Please set down all the lines beneath this one exactly, without the pictures.

--- Start ---

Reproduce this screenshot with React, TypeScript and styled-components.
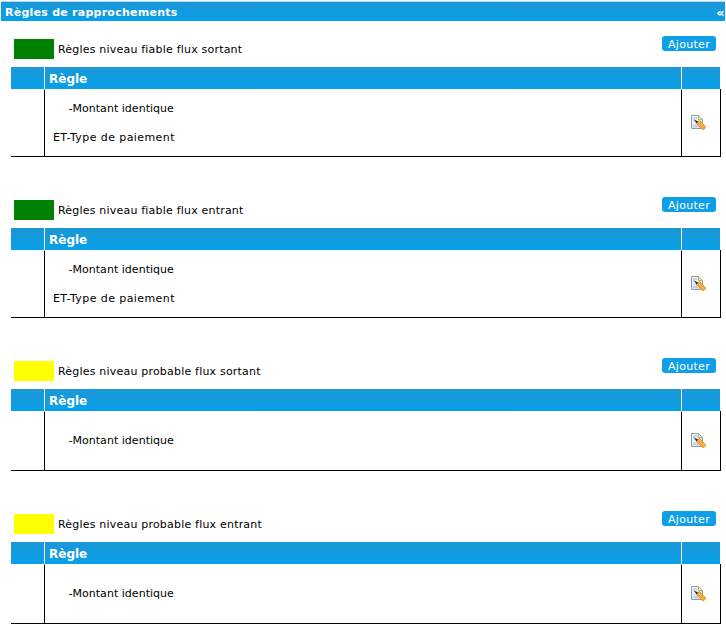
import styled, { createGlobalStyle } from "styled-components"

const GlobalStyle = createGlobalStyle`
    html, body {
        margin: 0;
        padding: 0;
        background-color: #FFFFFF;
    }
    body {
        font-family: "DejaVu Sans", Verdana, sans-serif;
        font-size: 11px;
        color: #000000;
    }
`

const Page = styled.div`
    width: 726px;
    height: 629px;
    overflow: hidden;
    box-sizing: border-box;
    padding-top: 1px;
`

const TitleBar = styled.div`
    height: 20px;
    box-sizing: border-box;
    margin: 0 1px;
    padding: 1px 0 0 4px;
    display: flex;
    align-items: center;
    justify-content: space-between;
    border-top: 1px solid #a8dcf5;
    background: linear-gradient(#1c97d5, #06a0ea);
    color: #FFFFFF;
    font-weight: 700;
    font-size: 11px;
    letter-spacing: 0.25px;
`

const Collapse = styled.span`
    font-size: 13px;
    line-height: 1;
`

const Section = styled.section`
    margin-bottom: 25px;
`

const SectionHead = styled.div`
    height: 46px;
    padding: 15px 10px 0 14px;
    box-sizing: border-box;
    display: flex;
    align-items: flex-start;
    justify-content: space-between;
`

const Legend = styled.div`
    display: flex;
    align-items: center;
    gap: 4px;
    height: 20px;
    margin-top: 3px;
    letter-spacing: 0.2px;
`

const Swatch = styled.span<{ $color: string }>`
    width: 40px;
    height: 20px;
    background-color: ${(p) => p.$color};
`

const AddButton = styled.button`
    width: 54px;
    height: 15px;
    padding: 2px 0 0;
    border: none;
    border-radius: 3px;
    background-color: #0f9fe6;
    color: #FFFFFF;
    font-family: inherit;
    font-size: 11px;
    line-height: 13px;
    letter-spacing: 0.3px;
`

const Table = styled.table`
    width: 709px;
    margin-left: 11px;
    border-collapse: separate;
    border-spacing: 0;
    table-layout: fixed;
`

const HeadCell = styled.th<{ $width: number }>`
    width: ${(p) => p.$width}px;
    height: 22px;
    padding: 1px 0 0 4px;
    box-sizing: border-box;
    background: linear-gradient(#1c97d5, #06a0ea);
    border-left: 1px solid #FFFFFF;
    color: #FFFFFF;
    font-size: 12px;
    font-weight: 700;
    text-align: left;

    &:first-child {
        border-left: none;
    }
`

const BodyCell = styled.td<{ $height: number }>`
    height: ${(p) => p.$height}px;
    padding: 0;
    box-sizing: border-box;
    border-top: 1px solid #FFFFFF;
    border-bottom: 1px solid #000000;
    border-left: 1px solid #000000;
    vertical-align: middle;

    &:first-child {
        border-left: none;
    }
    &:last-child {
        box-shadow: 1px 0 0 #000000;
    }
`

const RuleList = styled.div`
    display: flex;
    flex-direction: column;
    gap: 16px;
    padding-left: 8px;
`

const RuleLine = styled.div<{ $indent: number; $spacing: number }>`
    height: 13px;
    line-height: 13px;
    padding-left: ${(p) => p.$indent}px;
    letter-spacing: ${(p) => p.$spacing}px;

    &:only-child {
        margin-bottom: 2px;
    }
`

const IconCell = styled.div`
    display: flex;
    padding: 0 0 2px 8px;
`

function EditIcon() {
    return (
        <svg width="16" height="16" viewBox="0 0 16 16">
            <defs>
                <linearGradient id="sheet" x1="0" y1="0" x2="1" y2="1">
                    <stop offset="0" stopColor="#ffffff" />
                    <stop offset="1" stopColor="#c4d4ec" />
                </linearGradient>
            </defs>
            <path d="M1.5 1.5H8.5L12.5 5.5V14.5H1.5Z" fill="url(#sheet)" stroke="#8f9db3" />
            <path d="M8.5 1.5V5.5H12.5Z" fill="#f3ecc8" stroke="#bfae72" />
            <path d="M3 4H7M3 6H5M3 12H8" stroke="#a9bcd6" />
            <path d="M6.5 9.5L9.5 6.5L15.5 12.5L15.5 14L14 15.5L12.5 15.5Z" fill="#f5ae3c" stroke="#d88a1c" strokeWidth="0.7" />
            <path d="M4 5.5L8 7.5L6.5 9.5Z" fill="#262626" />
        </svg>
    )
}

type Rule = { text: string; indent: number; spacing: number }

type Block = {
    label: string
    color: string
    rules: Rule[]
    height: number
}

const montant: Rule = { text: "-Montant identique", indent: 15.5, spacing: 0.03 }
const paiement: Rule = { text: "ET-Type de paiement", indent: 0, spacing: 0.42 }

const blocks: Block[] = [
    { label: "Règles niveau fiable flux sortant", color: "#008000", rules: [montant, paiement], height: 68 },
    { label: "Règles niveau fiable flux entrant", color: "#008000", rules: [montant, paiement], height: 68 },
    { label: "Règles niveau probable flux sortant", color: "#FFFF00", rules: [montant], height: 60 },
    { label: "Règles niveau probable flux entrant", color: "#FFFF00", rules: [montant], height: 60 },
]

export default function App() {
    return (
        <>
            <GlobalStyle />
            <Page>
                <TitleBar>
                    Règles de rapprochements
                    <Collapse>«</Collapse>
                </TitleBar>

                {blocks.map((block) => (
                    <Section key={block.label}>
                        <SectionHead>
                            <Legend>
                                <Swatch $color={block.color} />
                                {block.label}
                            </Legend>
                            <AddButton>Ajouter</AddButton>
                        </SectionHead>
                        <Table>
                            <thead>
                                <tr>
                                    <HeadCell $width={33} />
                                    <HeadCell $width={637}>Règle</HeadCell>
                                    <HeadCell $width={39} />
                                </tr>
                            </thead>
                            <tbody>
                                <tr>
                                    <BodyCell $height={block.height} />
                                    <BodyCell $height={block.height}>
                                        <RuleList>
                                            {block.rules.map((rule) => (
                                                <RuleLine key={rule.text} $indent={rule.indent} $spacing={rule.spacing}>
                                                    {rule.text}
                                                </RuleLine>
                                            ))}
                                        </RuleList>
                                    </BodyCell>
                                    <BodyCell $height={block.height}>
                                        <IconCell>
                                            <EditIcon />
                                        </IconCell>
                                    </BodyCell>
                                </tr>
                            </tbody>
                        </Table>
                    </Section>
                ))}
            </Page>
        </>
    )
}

--- End ---

## Solution to this problem
Reproduce this screenshot with React, TypeScript and styled-components.
import styled, { createGlobalStyle } from "styled-components"

const GlobalStyle = createGlobalStyle`
    html, body {
        margin: 0;
        padding: 0;
        background-color: #FFFFFF;
    }
    body {
        font-family: "DejaVu Sans", Verdana, sans-serif;
        font-size: 11px;
        color: #000000;
    }
`

const Page = styled.div`
    width: 726px;
    height: 629px;
    overflow: hidden;
    box-sizing: border-box;
    padding-top: 1px;
`

const TitleBar = styled.div`
    height: 20px;
    box-sizing: border-box;
    margin: 0 1px;
    padding: 1px 0 0 4px;
    display: flex;
    align-items: center;
    justify-content: space-between;
    border-top: 1px solid #a8dcf5;
    background: linear-gradient(#1c97d5, #06a0ea);
    color: #FFFFFF;
    font-weight: 700;
    font-size: 11px;
    letter-spacing: 0.25px;
`

const Collapse = styled.span`
    font-size: 13px;
    line-height: 1;
`

const Section = styled.section`
    margin-bottom: 25px;
`

const SectionHead = styled.div`
    height: 46px;
    padding: 15px 10px 0 14px;
    box-sizing: border-box;
    display: flex;
    align-items: flex-start;
    justify-content: space-between;
`

const Legend = styled.div`
    display: flex;
    align-items: center;
    gap: 4px;
    height: 20px;
    margin-top: 3px;
    letter-spacing: 0.2px;
`

const Swatch = styled.span<{ $color: string }>`
    width: 40px;
    height: 20px;
    background-color: ${(p) => p.$color};
`

const AddButton = styled.button`
    width: 54px;
    height: 15px;
    padding: 2px 0 0;
    border: none;
    border-radius: 3px;
    background-color: #0f9fe6;
    color: #FFFFFF;
    font-family: inherit;
    font-size: 11px;
    line-height: 13px;
    letter-spacing: 0.3px;
`

const Table = styled.table`
    width: 709px;
    margin-left: 11px;
    border-collapse: separate;
    border-spacing: 0;
    table-layout: fixed;
`

const HeadCell = styled.th<{ $width: number }>`
    width: ${(p) => p.$width}px;
    height: 22px;
    padding: 1px 0 0 4px;
    box-sizing: border-box;
    background: linear-gradient(#1c97d5, #06a0ea);
    border-left: 1px solid #FFFFFF;
    color: #FFFFFF;
    font-size: 12px;
    font-weight: 700;
    text-align: left;

    &:first-child {
        border-left: none;
    }
`

const BodyCell = styled.td<{ $height: number }>`
    height: ${(p) => p.$height}px;
    padding: 0;
    box-sizing: border-box;
    border-top: 1px solid #FFFFFF;
    border-bottom: 1px solid #000000;
    border-left: 1px solid #000000;
    vertical-align: middle;

    &:first-child {
        border-left: none;
    }
    &:last-child {
        box-shadow: 1px 0 0 #000000;
    }
`

const RuleList = styled.div`
    display: flex;
    flex-direction: column;
    gap: 16px;
    padding-left: 8px;
`

const RuleLine = styled.div<{ $indent: number; $spacing: number }>`
    height: 13px;
    line-height: 13px;
    padding-left: ${(p) => p.$indent}px;
    letter-spacing: ${(p) => p.$spacing}px;

    &:only-child {
        margin-bottom: 2px;
    }
`

const IconCell = styled.div`
    display: flex;
    padding: 0 0 2px 8px;
`

function EditIcon() {
    return (
        <svg width="16" height="16" viewBox="0 0 16 16">
            <defs>
                <linearGradient id="sheet" x1="0" y1="0" x2="1" y2="1">
                    <stop offset="0" stopColor="#ffffff" />
                    <stop offset="1" stopColor="#c4d4ec" />
                </linearGradient>
            </defs>
            <path d="M1.5 1.5H8.5L12.5 5.5V14.5H1.5Z" fill="url(#sheet)" stroke="#8f9db3" />
            <path d="M8.5 1.5V5.5H12.5Z" fill="#f3ecc8" stroke="#bfae72" />
            <path d="M3 4H7M3 6H5M3 12H8" stroke="#a9bcd6" />
            <path d="M6.5 9.5L9.5 6.5L15.5 12.5L15.5 14L14 15.5L12.5 15.5Z" fill="#f5ae3c" stroke="#d88a1c" strokeWidth="0.7" />
            <path d="M4 5.5L8 7.5L6.5 9.5Z" fill="#262626" />
        </svg>
    )
}

type Rule = { text: string; indent: number; spacing: number }

type Block = {
    label: string
    color: string
    rules: Rule[]
    height: number
}

const montant: Rule = { text: "-Montant identique", indent: 15.5, spacing: 0.03 }
const paiement: Rule = { text: "ET-Type de paiement", indent: 0, spacing: 0.42 }

const blocks: Block[] = [
    { label: "Règles niveau fiable flux sortant", color: "#008000", rules: [montant, paiement], height: 68 },
    { label: "Règles niveau fiable flux entrant", color: "#008000", rules: [montant, paiement], height: 68 },
    { label: "Règles niveau probable flux sortant", color: "#FFFF00", rules: [montant], height: 60 },
    { label: "Règles niveau probable flux entrant", color: "#FFFF00", rules: [montant], height: 60 },
]

export default function App() {
    return (
        <>
            <GlobalStyle />
            <Page>
                <TitleBar>
                    Règles de rapprochements
                    <Collapse>«</Collapse>
                </TitleBar>

                {blocks.map((block) => (
                    <Section key={block.label}>
                        <SectionHead>
                            <Legend>
                                <Swatch $color={block.color} />
                                {block.label}
                            </Legend>
                            <AddButton>Ajouter</AddButton>
                        </SectionHead>
                        <Table>
                            <thead>
                                <tr>
                                    <HeadCell $width={33} />
                                    <HeadCell $width={637}>Règle</HeadCell>
                                    <HeadCell $width={39} />
                                </tr>
                            </thead>
                            <tbody>
                                <tr>
                                    <BodyCell $height={block.height} />
                                    <BodyCell $height={block.height}>
                                        <RuleList>
                                            {block.rules.map((rule) => (
                                                <RuleLine key={rule.text} $indent={rule.indent} $spacing={rule.spacing}>
                                                    {rule.text}
                                                </RuleLine>
                                            ))}
                                        </RuleList>
                                    </BodyCell>
                                    <BodyCell $height={block.height}>
                                        <IconCell>
                                            <EditIcon />
                                        </IconCell>
                                    </BodyCell>
                                </tr>
                            </tbody>
                        </Table>
                    </Section>
                ))}
            </Page>
        </>
    )
}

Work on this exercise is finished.